The Donor and the Victim: Choosing the Hatchback and the Ferrari 308 Powertrain
The logic behind this build only makes sense once you separate romance from pragmatism. A Ferrari engine alone doesn’t make a compelling story; the platform it’s grafted into has to justify the brutality. In this case, the hatchback wasn’t chosen for irony, but for structural honesty.
Why This Hatchback Made Sense
The donor hatch was selected because it already possessed the bones of a performance car. A short wheelbase, wide track, and inherently stiff shell gave the builders something to work with, not fight against. Unlike softer economy cars of the era, this chassis could be reinforced without turning into a flexing liability.
Equally important was packaging. The rear seat area offered just enough real estate to accept a mid-mounted powertrain once the bulkhead was re-engineered. This wasn’t a front-engine swap gone wrong; it was a deliberate pivot to a quasi-supercar layout hiding beneath a hatchback silhouette.

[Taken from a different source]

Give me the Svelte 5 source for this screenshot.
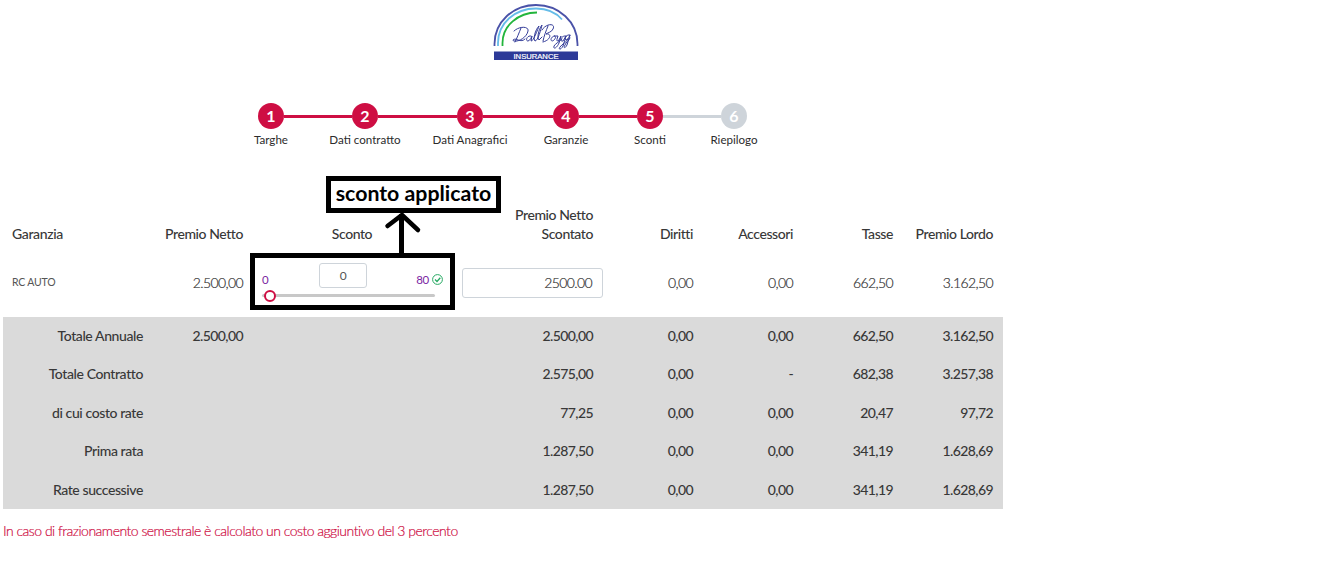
<script>
  const steps = [
    { label: 'Targhe', line: 68 },
    { label: 'Dati contratto', line: 79 },
    { label: 'Dati Anagrafici', line: 70 },
    { label: 'Garanzie', line: 58 },
    { label: 'Sconti', line: 58 },
    { label: 'Riepilogo', line: 0 },
  ];
  const current = 5;
  const totals = [
    ['Totale Annuale', '2.500,00', '', '2.500,00', '0,00', '0,00', '662,50', '3.162,50'],
    ['Totale Contratto', '', '', '2.575,00', '0,00', '-', '682,38', '3.257,38'],
    ['di cui costo rate', '', '', '77,25', '0,00', '0,00', '20,47', '97,72'],
    ['Prima rata', '', '', '1.287,50', '0,00', '0,00', '341,19', '1.628,69'],
    ['Rate successive', '', '', '1.287,50', '0,00', '0,00', '341,19', '1.628,69'],
  ];
</script>

<main>
  <header>
    <svg class="logo" width="86" height="58" viewBox="0 0 86 58" fill="none">
      <path d="M1.5 42V40C1.5 18 20 1 43 1s41.500 17 41.500 39v2" stroke="#4a52a8" stroke-width="1.800" />
      <path d="M5 42V39C5 19 22 4.500 43 4.500c11 0 20 4 26 11" stroke="#65bce8" stroke-width="1.800" />
      <path d="M9.500 42V39C9.500 22 25 8.500 44 8.500" stroke="#22b53c" stroke-width="1.800" />
      <g stroke="#343d99" stroke-width="1" stroke-linecap="round" stroke-linejoin="round">
        <path d="M28 24c-2 5-4 10-6 14M21 27c5-5 15-5 14 0-1 6-9 11-14 10-3-1 1-3 4-1 3 1 5 1 7-1" />
        <path d="M38 32c-4-1-6 5-3 5 2 0 4-5 4-5l-1 5c2 1 7-12 8-15-4 4-6 13-4 15 3 0 6-12 7-16-4 5-5 14-3 15l3-3" />
        <path d="M55 22c-2 5-4 10-5 15M49 26c4-7 14-7 11-1-1 3-6 4-7 5 6-1 5 6-3 8" />
        <path d="M61 32c-5 2-3 7 0 4 2-2 2-4 0-4l4 0c-2 5-1 6 1 4l2-4-2 7c-2 5-6 7-5 3 1-2 6-5 8-7M73 32c-5-1-7 6-3 5l3-5-3 10c-2 4-5 4-3 1 2-3 7-5 8-8M77 31c-4-1-6 4-4 5 2 0 4-5 4-5l-3 10c-2 4-4 3-2 0 1-3 4-4 5-7" />
      </g>
      <rect x="1" y="47.500" width="84" height="8.500" fill="#2d3a98" />
      <text x="43" y="54.500" text-anchor="middle" textLength="45" lengthAdjust="spacingAndGlyphs">INSURANCE</text>
    </svg>
  </header>

  <nav>
    {#each steps as step, i}
      <div class="step" class:pending={i >= current}>
        <span class="dot">{i + 1}</span>
        <span class="label">{step.label}</span>
      </div>
      {#if step.line}
        <span class="line" class:pending={i + 1 >= current} style="width: {step.line}px"></span>
      {/if}
    {/each}
  </nav>

  <section class="table">
    <div class="row head">
      <span class="left">Garanzia</span><span>Premio Netto</span><span class="center">Sconto</span>
      <span class="wrap">Premio Netto Scontato</span><span>Diritti</span><span>Accessori</span><span>Tasse</span><span>Premio Lordo</span>
    </div>
    <div class="row item">
      <span class="left name">RC AUTO</span>
      <span>2.500,00</span>
      <div class="discount">
        <div class="limits">
          <span class="limit">0</span>
          <span class="box value">0</span>
          <span class="limit max">80<svg width="11" height="11" viewBox="0 0 11 11" fill="none" stroke="#26a862"><circle cx="5.500" cy="5.500" r="4.900" /><path d="M3 5.500l2 2 3.300-3.800" stroke-width="1.300" /></svg></span>
        </div>
        <div class="slider"><i></i></div>
      </div>
      <div class="net"><span class="box">2500.00</span></div>
      <span>0,00</span><span>0,00</span><span>662,50</span><span>3.162,50</span>
    </div>
    {#each totals as row}
      <div class="row total">
        {#each row as cell, i}<span class:num={i > 0}>{cell}</span>{/each}
      </div>
    {/each}
  </section>
  <p>In caso di frazionamento semestrale è calcolato un costo aggiuntivo del 3 percento</p>

  <div class="note">sconto applicato</div>
  <svg class="arrow" width="40" height="46" viewBox="0 0 40 46" fill="none" stroke="#000" stroke-width="5">
    <path d="M17.500 46V4" /><path d="M3.500 16L18 5l16 15" stroke-width="4.500" stroke-linecap="round" />
  </svg>
  <div class="frame"></div>
</main>

<style>
  :global(body) { margin: 0; background: #fff; }
  main {
    position: relative; box-sizing: border-box; width: 1322px; height: 563px; overflow: hidden;
    font: 300 14px/19px Lato, sans-serif; color: #383838;
  }
  header { height: 103px; box-sizing: border-box; padding: 4px 0 0 493px; }
  .logo { display: block; }
  .logo text { font: 400 7px "Liberation Sans", sans-serif; fill: #fff; stroke: #fff; stroke-width: 0.200px; }

  nav { display: flex; padding-left: 258px; height: 92px; }
  .step { width: 26px; display: flex; flex-direction: column; align-items: center; }
  .dot {
    flex: none; width: 26px; height: 26px; border-radius: 50%; background: #ce0e43; color: #fff;
    font-size: 16px; font-weight: 700; line-height: 26px; text-align: center;
  }
  .label { white-space: nowrap; font-size: 11.600px; font-weight: 400; line-height: 16px; margin-top: 3px; color: #2c2c2c; }
  .line { height: 3px; margin-top: 12px; background: #ce0e43; }
  .pending .dot, .line.pending { background: #ced4da; }

  .table { width: 1000px; margin-left: 3px; }
  .row { display: grid; grid-template-columns: 150px 100px 200px 150px repeat(4, 100px); }
  .row > span { padding: 0 10px; text-align: right; }
  .row > .left { text-align: left; padding-left: 9px; }
  .row > .center { text-align: center; padding: 0 12px 0 10px; }
  .head { height: 53px; box-sizing: border-box; padding-bottom: 5px; align-items: end; font-weight: 500; letter-spacing: -0.420px; white-space: nowrap; }
  .head .left { letter-spacing: -0.360px; }
  .head .wrap { white-space: normal; padding-left: 55px; }
  .item { height: 69px; box-sizing: border-box; padding-bottom: 1px; align-items: center; letter-spacing: -0.600px; color: #333; -webkit-text-stroke: 0.200px; }
  .item .name { font-size: 10.500px; font-weight: 400; letter-spacing: -0.200px; color: #555; -webkit-text-stroke: 0; }
  .total { height: 38.400px; box-sizing: border-box; padding-bottom: 1.200px; align-items: center; background: #dadada; font-weight: 500; letter-spacing: -0.400px; }
  .num { letter-spacing: -0.600px; }
  .discount { padding: 0 9px; height: 48px; box-sizing: border-box; padding-top: 5px; -webkit-text-stroke: 0; }
  .box { display: block; box-sizing: border-box; border: 1px solid #ced4da; border-radius: 3px; }
  .limits { display: grid; grid-template-columns: 57px 48px 76px; height: 25px; letter-spacing: -0.300px; }
  .limit { font-size: 11.500px; line-height: 33px; color: #7b1fa2; font-weight: 400; }
  .max { display: flex; justify-content: flex-end; align-items: center; gap: 3px; height: 33px; }
  .value { height: 25px; text-align: center; line-height: 24px; font-size: 12px; font-weight: 400; color: #555; }
  .slider { display: flex; align-items: center; width: 173px; height: 3px; margin-top: 6px; background: #c8c8c8; border-radius: 2px; }
  .slider i { width: 8px; height: 8px; flex: none; margin-left: 2px; background: #fff; border: 2px solid #ce0e43; border-radius: 50%; }
  .net { padding: 2px 0 0 9px; }
  .net .box { width: 141px; height: 30px; line-height: 27px; padding-right: 10px; text-align: right; }
  p { margin: 12px 0 0 3px; color: #ce0e43; letter-spacing: -0.510px; -webkit-text-stroke: 0.200px; }

  .note {
    position: absolute; left: 326px; top: 176px; width: 175px; height: 37px; box-sizing: border-box;
    border: 5px solid #000; color: #000; text-align: center; white-space: nowrap;
    font-size: 21.300px; font-weight: 700; line-height: 24px;
  }
  .arrow { position: absolute; left: 384px; top: 210px; }
  .frame { position: absolute; left: 250px; top: 253px; width: 205px; height: 57px; box-sizing: border-box; border: 5px solid #000; }
</style>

The Ferrari 308 V8: An Inspired, If Unforgiving Choice
At the heart of the madness sits Ferrari’s 2.9-liter Tipo F106 V8, best known from the 308 GTB and GTS. In period-correct European trim, it delivered roughly 255 HP at stratospheric RPM, paired with a flat-plane crank that rewarded commitment and punished laziness. This was not a torque-rich engine, but a scalpel designed to live above 6,000 rpm.
Crucially, the 308’s V8 was relatively compact and all-aluminum, making it viable for a transverse or near-transverse installation. Compared to larger V8s, its weight and dimensions kept the center of mass manageable, preserving some semblance of chassis balance. The soundtrack alone justified the decision, transforming a hatchback into something theatrically exotic.
Engineering Consequences on the Road
Marrying this engine to a hatchback chassis dramatically altered the driving experience. Throttle response was razor sharp, but low-speed drivability suffered, especially with period carburetion or early fuel injection. Heat management became a constant battle, with airflow solutions that would make OEM engineers wince.
The reward came at speed. Once on cam, the car delivered a level of urgency no hot hatch of its era could touch. Steering feel improved with mass shifted rearward, but the handling envelope demanded respect; lift-off oversteer wasn’t a theory, it was a feature.
Collectibility Versus Usability
From an auction standpoint, this exact combination is what elevates the car from curiosity to serious artifact. Ferrari 308 engines are no longer cheap or plentiful, and installing one correctly requires irreversible modifications. That makes this car effectively impossible to recreate without spending more than it will likely ever sell for.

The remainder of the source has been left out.